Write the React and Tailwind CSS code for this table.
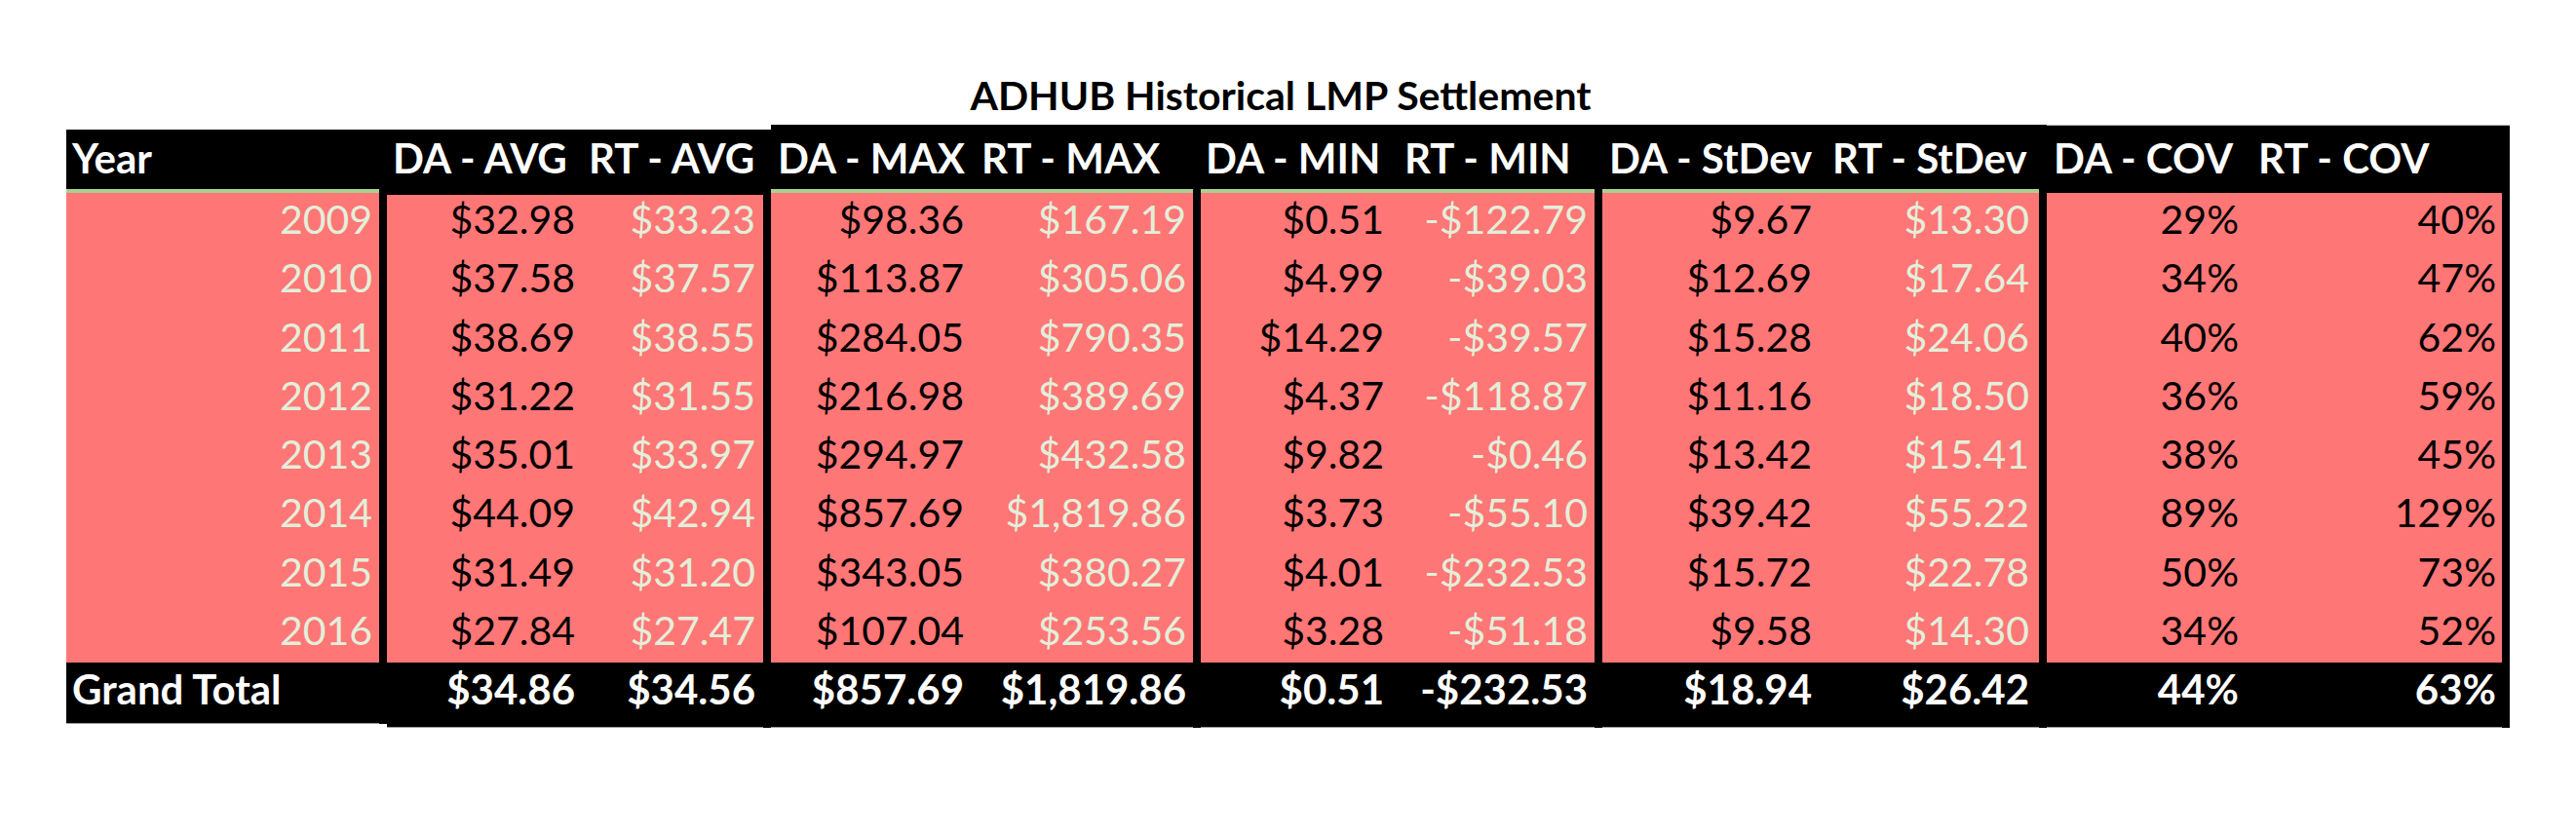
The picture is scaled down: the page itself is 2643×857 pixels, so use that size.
import React from "react";

const years = ["2009", "2010", "2011", "2012", "2013", "2014", "2015", "2016"];

const groups = [
  {
    outer: "mt-[5px]",
    header: "h-[61px] pt-[8px]",
    green: true,
    pink: "",
    gt: "h-[63px] border-b border-[#9a9a9a]",
    cols: [
      {
        w: "w-[321px]",
        hpl: "pl-[6px]",
        vpr: "pr-[7px]",
        title: "Year",
        color: "text-[#E2EFDA]",
        vals: years,
        total: "Grand Total",
        totalLeft: true,
      },
    ],
  },
  {
    outer: "mt-[5px]",
    header: "h-[65px] pt-[8px]",
    green: false,
    pink: "shadow-[inset_0_2px_0_#000]",
    gt: "h-[67px] border-b border-[#9a9a9a]",
    cols: [
      {
        w: "w-[201px]",
        hpl: "pl-[6px]",
        vpr: "pr-[8px]",
        title: "DA - AVG",
        color: "text-black",
        vals: ["$32.98", "$37.58", "$38.69", "$31.22", "$35.01", "$44.09", "$31.49", "$27.84"],
        total: "$34.86",
      },
      {
        w: "w-[185px]",
        hpl: "pl-[6px]",
        vpr: "pr-[8px]",
        title: "RT - AVG",
        color: "text-[#E2EFDA]",
        vals: ["$33.23", "$37.57", "$38.55", "$31.55", "$33.97", "$42.94", "$31.20", "$27.47"],
        total: "$34.56",
      },
    ],
  },
  {
    outer: "",
    header: "h-[66px] pt-[13px]",
    green: true,
    pink: "",
    gt: "h-[67px] border-b border-[#9a9a9a]",
    cols: [
      {
        w: "w-[206px]",
        hpl: "pl-[7px]",
        vpr: "pr-[8px]",
        title: "DA - MAX",
        color: "text-black",
        vals: ["$98.36", "$113.87", "$284.05", "$216.98", "$294.97", "$857.69", "$343.05", "$107.04"],
        total: "$857.69",
      },
      {
        w: "w-[227px]",
        hpl: "pl-[10px]",
        vpr: "pr-[7px]",
        title: "RT - MAX",
        color: "text-[#E2EFDA]",
        vals: ["$167.19", "$305.06", "$790.35", "$389.69", "$432.58", "$1,819.86", "$380.27", "$253.56"],
        total: "$1,819.86",
      },
    ],
  },
  {
    outer: "",
    header: "h-[66px] pt-[13px]",
    green: true,
    pink: "",
    gt: "h-[67px] border-b border-[#9a9a9a]",
    cols: [
      {
        w: "w-[197px]",
        hpl: "pl-[5px]",
        vpr: "pr-[9px]",
        title: "DA - MIN",
        color: "text-black",
        vals: ["$0.51", "$4.99", "$14.29", "$4.37", "$9.82", "$3.73", "$4.01", "$3.28"],
        total: "$0.51",
      },
      {
        w: "w-[207px]",
        hpl: "pl-[12px]",
        vpr: "pr-[7px]",
        title: "RT - MIN",
        color: "text-[#E2EFDA]",
        vals: ["-$122.79", "-$39.03", "-$39.57", "-$118.87", "-$0.46", "-$55.10", "-$232.53", "-$51.18"],
        total: "-$232.53",
      },
    ],
  },
  {
    outer: "",
    header: "h-[66px] pt-[13px]",
    green: true,
    pink: "",
    gt: "h-[67px] border-b border-[#9a9a9a]",
    cols: [
      {
        w: "w-[225px]",
        hpl: "pl-[7px]",
        vpr: "pr-[10px]",
        title: "DA - StDev",
        color: "text-black",
        vals: ["$9.67", "$12.69", "$15.28", "$11.16", "$13.42", "$39.42", "$15.72", "$9.58"],
        total: "$18.94",
      },
      {
        w: "w-[223px]",
        hpl: "pl-[11px]",
        vpr: "pr-[10px]",
        title: "RT - StDev",
        color: "text-[#E2EFDA]",
        vals: ["$13.30", "$17.64", "$24.06", "$18.50", "$15.41", "$55.22", "$22.78", "$14.30"],
        total: "$26.42",
      },
    ],
  },
  {
    outer: "border-t border-[#b5b5b5]",
    header: "h-[69px] pt-[12px]",
    green: false,
    pink: "",
    gt: "h-[67px] border-b border-[#9a9a9a]",
    cols: [
      {
        w: "w-[205px]",
        hpl: "pl-[7px]",
        vpr: "pr-[8px]",
        title: "DA - COV",
        color: "text-black",
        vals: ["29%", "34%", "40%", "36%", "38%", "89%", "50%", "34%"],
        total: "44%",
      },
      {
        w: "w-[262px]",
        hpl: "pl-[12px]",
        vpr: "pr-[6px]",
        title: "RT - COV",
        color: "text-black",
        vals: ["40%", "47%", "62%", "59%", "45%", "129%", "73%", "52%"],
        total: "63%",
      },
    ],
  },
];

function Group({ g }) {
  return (
    <div className={`flex flex-col bg-black pr-[8px] ${g.outer}`}>
      <div className={`flex ${g.header}`}>
        {g.cols.map((c, i) => (
          <div
            key={i}
            className={`${c.w} ${c.hpl} whitespace-nowrap text-[42px] leading-[42px] font-bold text-white`}
          >
            {c.title}
          </div>
        ))}
      </div>
      {g.green && <div className="h-[4px] bg-[#A9D08E]" />}
      <div className={`flex h-[482px] bg-[#FF7676] ${g.pink}`}>
        {g.cols.map((c, i) => (
          <div key={i} className={`${c.w} flex flex-col`}>
            {c.vals.map((v, j) => (
              <div
                key={j}
                className={`h-[60.25px] pt-[6px] ${c.vpr} text-right whitespace-nowrap text-[41px] leading-[41px] ${c.color}`}
              >
                {v}
              </div>
            ))}
          </div>
        ))}
      </div>
      <div className={`flex ${g.gt}`}>
        {g.cols.map((c, i) => (
          <div
            key={i}
            className={`${c.w} pt-[6px] whitespace-nowrap text-[42px] leading-[42px] font-bold text-white ${
              c.totalLeft ? `text-left ${c.hpl}` : `text-right ${c.vpr}`
            }`}
          >
            {c.total}
          </div>
        ))}
      </div>
    </div>
  );
}

export default function App() {
  return (
    <div className="w-[2643px] h-[857px] bg-white pt-[77px] pl-[68px] font-['Lato',sans-serif] overflow-hidden">
      <div className="w-[2508px] pr-[16px] text-center text-[41px] leading-[41px] font-bold text-black whitespace-nowrap">
        ADHUB Historical LMP Settlement
      </div>
      <div className="mt-[10px] flex items-start">
        {groups.map((g, i) => (
          <Group key={i} g={g} />
        ))}
      </div>
    </div>
  );
}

TASK => Identify each line holding the string "React", and copy it out.

EXPECTED OUTPUT =>
Write the React and Tailwind CSS code for this table.
import React from "react";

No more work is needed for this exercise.